» REQUIREMENT
Transcribe the whole listing below without changing a word, but leave out every image.

» INFORMATION PROVIDED
^^^^^^^^^^^^^^^^

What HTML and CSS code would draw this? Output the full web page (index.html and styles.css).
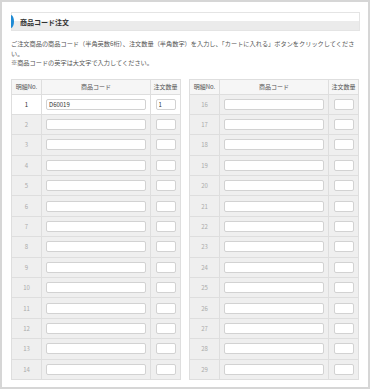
FILE: index.html
```html
<!DOCTYPE html>
<html lang="ja">
<head>
    <meta charset="UTF-8">
    <meta name="viewport" content="width=device-width, initial-scale=1.0">
    <title>商品コード注文</title>
    <link rel="stylesheet" href="styles.css">
</head>
<body>
    <div class="frame">
        <div class="viewport">
            <h2 class="section-title">商品コード注文</h2>

            <p class="lead">ご注文商品の商品コード（半角英数6桁）、注文数量（半角数字）を入力し、「カートに入れる」ボタンをクリックしてください。<br>※商品コードの英字は大文字で入力してください。</p>

            <form class="order-form">
                <table class="order-table">
                    <colgroup><col class="col-no"><col class="col-code"><col class="col-qty"></colgroup>
                    <thead>
                        <tr><th>明細No.</th><th>商品コード</th><th>注文数量</th></tr>
                    </thead>
                    <tbody>
                        <tr class="filled"><td class="no">1</td><td><input class="code" type="text" value="D60019"></td><td><input class="qty" type="text" value="1"></td></tr>
                        <tr><td class="no">2</td><td><input class="code" type="text"></td><td><input class="qty" type="text"></td></tr>
                        <tr><td class="no">3</td><td><input class="code" type="text"></td><td><input class="qty" type="text"></td></tr>
                        <tr><td class="no">4</td><td><input class="code" type="text"></td><td><input class="qty" type="text"></td></tr>
                        <tr><td class="no">5</td><td><input class="code" type="text"></td><td><input class="qty" type="text"></td></tr>
                        <tr><td class="no">6</td><td><input class="code" type="text"></td><td><input class="qty" type="text"></td></tr>
                        <tr><td class="no">7</td><td><input class="code" type="text"></td><td><input class="qty" type="text"></td></tr>
                        <tr><td class="no">8</td><td><input class="code" type="text"></td><td><input class="qty" type="text"></td></tr>
                        <tr><td class="no">9</td><td><input class="code" type="text"></td><td><input class="qty" type="text"></td></tr>
                        <tr><td class="no">10</td><td><input class="code" type="text"></td><td><input class="qty" type="text"></td></tr>
                        <tr><td class="no">11</td><td><input class="code" type="text"></td><td><input class="qty" type="text"></td></tr>
                        <tr><td class="no">12</td><td><input class="code" type="text"></td><td><input class="qty" type="text"></td></tr>
                        <tr><td class="no">13</td><td><input class="code" type="text"></td><td><input class="qty" type="text"></td></tr>
                        <tr><td class="no">14</td><td><input class="code" type="text"></td><td><input class="qty" type="text"></td></tr>
                        <tr><td class="no">15</td><td><input class="code" type="text"></td><td><input class="qty" type="text"></td></tr>
                    </tbody>
                </table>

                <table class="order-table">
                    <colgroup><col class="col-no"><col class="col-code"><col class="col-qty"></colgroup>
                    <thead>
                        <tr><th>明細No.</th><th>商品コード</th><th>注文数量</th></tr>
                    </thead>
                    <tbody>
                        <tr><td class="no">16</td><td><input class="code" type="text"></td><td><input class="qty" type="text"></td></tr>
                        <tr><td class="no">17</td><td><input class="code" type="text"></td><td><input class="qty" type="text"></td></tr>
                        <tr><td class="no">18</td><td><input class="code" type="text"></td><td><input class="qty" type="text"></td></tr>
                        <tr><td class="no">19</td><td><input class="code" type="text"></td><td><input class="qty" type="text"></td></tr>
                        <tr><td class="no">20</td><td><input class="code" type="text"></td><td><input class="qty" type="text"></td></tr>
                        <tr><td class="no">21</td><td><input class="code" type="text"></td><td><input class="qty" type="text"></td></tr>
                        <tr><td class="no">22</td><td><input class="code" type="text"></td><td><input class="qty" type="text"></td></tr>
                        <tr><td class="no">23</td><td><input class="code" type="text"></td><td><input class="qty" type="text"></td></tr>
                        <tr><td class="no">24</td><td><input class="code" type="text"></td><td><input class="qty" type="text"></td></tr>
                        <tr><td class="no">25</td><td><input class="code" type="text"></td><td><input class="qty" type="text"></td></tr>
                        <tr><td class="no">26</td><td><input class="code" type="text"></td><td><input class="qty" type="text"></td></tr>
                        <tr><td class="no">27</td><td><input class="code" type="text"></td><td><input class="qty" type="text"></td></tr>
                        <tr><td class="no">28</td><td><input class="code" type="text"></td><td><input class="qty" type="text"></td></tr>
                        <tr><td class="no">29</td><td><input class="code" type="text"></td><td><input class="qty" type="text"></td></tr>
                        <tr><td class="no">30</td><td><input class="code" type="text"></td><td><input class="qty" type="text"></td></tr>
                    </tbody>
                </table>
            </form>
        </div>
    </div>
</body>
</html>
```

FILE: styles.css
```css
body {
    margin: 0;
    background: #fff;
    font-family: "Noto Sans CJK JP", "Noto Sans", sans-serif;
    color: #444;
}

.frame {
    width: 370px;
    height: 389px;
    border: 2px solid #d6d6d6;
    box-sizing: border-box;
    padding: 10px 8px 7px 9px;
    display: flex;
    flex-direction: column;
}

.viewport {
    flex: 1;
    overflow: hidden;
}

/* Section heading bar with the blue tab */
.section-title {
    position: relative;
    margin: 0;
    height: 19px;
    line-height: 19px;
    padding-left: 8px;
    border: 1px solid #e4e4e4;
    box-sizing: border-box;
    background: linear-gradient(#fff 0, #fff 50%, #ebebeb 50%, #ebebeb 100%);
    font-size: 7px;
    font-weight: bold;
    color: #333;
}

.section-title::before {
    content: "";
    position: absolute;
    left: -1px;
    top: 2px;
    width: 3px;
    height: 13px;
    background: #1e8ad4;
    border-radius: 0 3px 3px 0 / 0 50% 50% 0;
}

.lead {
    margin: 8px 0 0;
    font-size: 6.2px;
    line-height: 9.5px;
    color: #555;
}

.order-form {
    display: flex;
    gap: 8px;
    margin-top: 11px;
}

.order-table {
    width: 169px;
    border-collapse: collapse;
    table-layout: fixed;
    font-size: 6px;
}

.col-no { width: 30px; }
.col-code { width: 109px; }
.col-qty { width: 30px; }

.order-table th,
.order-table td {
    border: 1px solid #dedede;
    text-align: center;
    padding: 0;
}

.order-table th {
    height: 14px;
    background: #f6f6f6;
    font-weight: normal;
    color: #555;
}

.order-table td {
    height: 19.4px;
    background: #efefef;
}

.order-table tr.filled td {
    background: #fff;
}

.order-table td.no {
    color: #aaa;
}

.order-table tr.filled td.no {
    color: #333;
}

.order-table input {
    display: block;
    margin: 0 auto;
    height: 11px;
    padding: 0 2px;
    border: 1px solid #d2d2d2;
    border-radius: 2px;
    background: #fff;
    box-sizing: border-box;
    font-family: inherit;
    font-size: 6px;
    color: #333;
}

.order-table input.code {
    width: 100px;
}

.order-table input.qty {
    width: 20px;
}
```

^^^^^^^^^^^^^^^^

» SOLUTION TO THIS PROBLEM
What HTML and CSS code would draw this? Output the full web page (index.html and styles.css).
FILE: index.html
```html
<!DOCTYPE html>
<html lang="ja">
<head>
    <meta charset="UTF-8">
    <meta name="viewport" content="width=device-width, initial-scale=1.0">
    <title>商品コード注文</title>
    <link rel="stylesheet" href="styles.css">
</head>
<body>
    <div class="frame">
        <div class="viewport">
            <h2 class="section-title">商品コード注文</h2>

            <p class="lead">ご注文商品の商品コード（半角英数6桁）、注文数量（半角数字）を入力し、「カートに入れる」ボタンをクリックしてください。<br>※商品コードの英字は大文字で入力してください。</p>

            <form class="order-form">
                <table class="order-table">
                    <colgroup><col class="col-no"><col class="col-code"><col class="col-qty"></colgroup>
                    <thead>
                        <tr><th>明細No.</th><th>商品コード</th><th>注文数量</th></tr>
                    </thead>
                    <tbody>
                        <tr class="filled"><td class="no">1</td><td><input class="code" type="text" value="D60019"></td><td><input class="qty" type="text" value="1"></td></tr>
                        <tr><td class="no">2</td><td><input class="code" type="text"></td><td><input class="qty" type="text"></td></tr>
                        <tr><td class="no">3</td><td><input class="code" type="text"></td><td><input class="qty" type="text"></td></tr>
                        <tr><td class="no">4</td><td><input class="code" type="text"></td><td><input class="qty" type="text"></td></tr>
                        <tr><td class="no">5</td><td><input class="code" type="text"></td><td><input class="qty" type="text"></td></tr>
                        <tr><td class="no">6</td><td><input class="code" type="text"></td><td><input class="qty" type="text"></td></tr>
                        <tr><td class="no">7</td><td><input class="code" type="text"></td><td><input class="qty" type="text"></td></tr>
                        <tr><td class="no">8</td><td><input class="code" type="text"></td><td><input class="qty" type="text"></td></tr>
                        <tr><td class="no">9</td><td><input class="code" type="text"></td><td><input class="qty" type="text"></td></tr>
                        <tr><td class="no">10</td><td><input class="code" type="text"></td><td><input class="qty" type="text"></td></tr>
                        <tr><td class="no">11</td><td><input class="code" type="text"></td><td><input class="qty" type="text"></td></tr>
                        <tr><td class="no">12</td><td><input class="code" type="text"></td><td><input class="qty" type="text"></td></tr>
                        <tr><td class="no">13</td><td><input class="code" type="text"></td><td><input class="qty" type="text"></td></tr>
                        <tr><td class="no">14</td><td><input class="code" type="text"></td><td><input class="qty" type="text"></td></tr>
                        <tr><td class="no">15</td><td><input class="code" type="text"></td><td><input class="qty" type="text"></td></tr>
                    </tbody>
                </table>

                <table class="order-table">
                    <colgroup><col class="col-no"><col class="col-code"><col class="col-qty"></colgroup>
                    <thead>
                        <tr><th>明細No.</th><th>商品コード</th><th>注文数量</th></tr>
                    </thead>
                    <tbody>
                        <tr><td class="no">16</td><td><input class="code" type="text"></td><td><input class="qty" type="text"></td></tr>
                        <tr><td class="no">17</td><td><input class="code" type="text"></td><td><input class="qty" type="text"></td></tr>
                        <tr><td class="no">18</td><td><input class="code" type="text"></td><td><input class="qty" type="text"></td></tr>
                        <tr><td class="no">19</td><td><input class="code" type="text"></td><td><input class="qty" type="text"></td></tr>
                        <tr><td class="no">20</td><td><input class="code" type="text"></td><td><input class="qty" type="text"></td></tr>
                        <tr><td class="no">21</td><td><input class="code" type="text"></td><td><input class="qty" type="text"></td></tr>
                        <tr><td class="no">22</td><td><input class="code" type="text"></td><td><input class="qty" type="text"></td></tr>
                        <tr><td class="no">23</td><td><input class="code" type="text"></td><td><input class="qty" type="text"></td></tr>
                        <tr><td class="no">24</td><td><input class="code" type="text"></td><td><input class="qty" type="text"></td></tr>
                        <tr><td class="no">25</td><td><input class="code" type="text"></td><td><input class="qty" type="text"></td></tr>
                        <tr><td class="no">26</td><td><input class="code" type="text"></td><td><input class="qty" type="text"></td></tr>
                        <tr><td class="no">27</td><td><input class="code" type="text"></td><td><input class="qty" type="text"></td></tr>
                        <tr><td class="no">28</td><td><input class="code" type="text"></td><td><input class="qty" type="text"></td></tr>
                        <tr><td class="no">29</td><td><input class="code" type="text"></td><td><input class="qty" type="text"></td></tr>
                        <tr><td class="no">30</td><td><input class="code" type="text"></td><td><input class="qty" type="text"></td></tr>
                    </tbody>
                </table>
            </form>
        </div>
    </div>
</body>
</html>
```

FILE: styles.css
```css
body {
    margin: 0;
    background: #fff;
    font-family: "Noto Sans CJK JP", "Noto Sans", sans-serif;
    color: #444;
}

.frame {
    width: 370px;
    height: 389px;
    border: 2px solid #d6d6d6;
    box-sizing: border-box;
    padding: 10px 8px 7px 9px;
    display: flex;
    flex-direction: column;
}

.viewport {
    flex: 1;
    overflow: hidden;
}

/* Section heading bar with the blue tab */
.section-title {
    position: relative;
    margin: 0;
    height: 19px;
    line-height: 19px;
    padding-left: 8px;
    border: 1px solid #e4e4e4;
    box-sizing: border-box;
    background: linear-gradient(#fff 0, #fff 50%, #ebebeb 50%, #ebebeb 100%);
    font-size: 7px;
    font-weight: bold;
    color: #333;
}

.section-title::before {
    content: "";
    position: absolute;
    left: -1px;
    top: 2px;
    width: 3px;
    height: 13px;
    background: #1e8ad4;
    border-radius: 0 3px 3px 0 / 0 50% 50% 0;
}

.lead {
    margin: 8px 0 0;
    font-size: 6.2px;
    line-height: 9.5px;
    color: #555;
}

.order-form {
    display: flex;
    gap: 8px;
    margin-top: 11px;
}

.order-table {
    width: 169px;
    border-collapse: collapse;
    table-layout: fixed;
    font-size: 6px;
}

.col-no { width: 30px; }
.col-code { width: 109px; }
.col-qty { width: 30px; }

.order-table th,
.order-table td {
    border: 1px solid #dedede;
    text-align: center;
    padding: 0;
}

.order-table th {
    height: 14px;
    background: #f6f6f6;
    font-weight: normal;
    color: #555;
}

.order-table td {
    height: 19.4px;
    background: #efefef;
}

.order-table tr.filled td {
    background: #fff;
}

.order-table td.no {
    color: #aaa;
}

.order-table tr.filled td.no {
    color: #333;
}

.order-table input {
    display: block;
    margin: 0 auto;
    height: 11px;
    padding: 0 2px;
    border: 1px solid #d2d2d2;
    border-radius: 2px;
    background: #fff;
    box-sizing: border-box;
    font-family: inherit;
    font-size: 6px;
    color: #333;
}

.order-table input.code {
    width: 100px;
}

.order-table input.qty {
    width: 20px;
}
```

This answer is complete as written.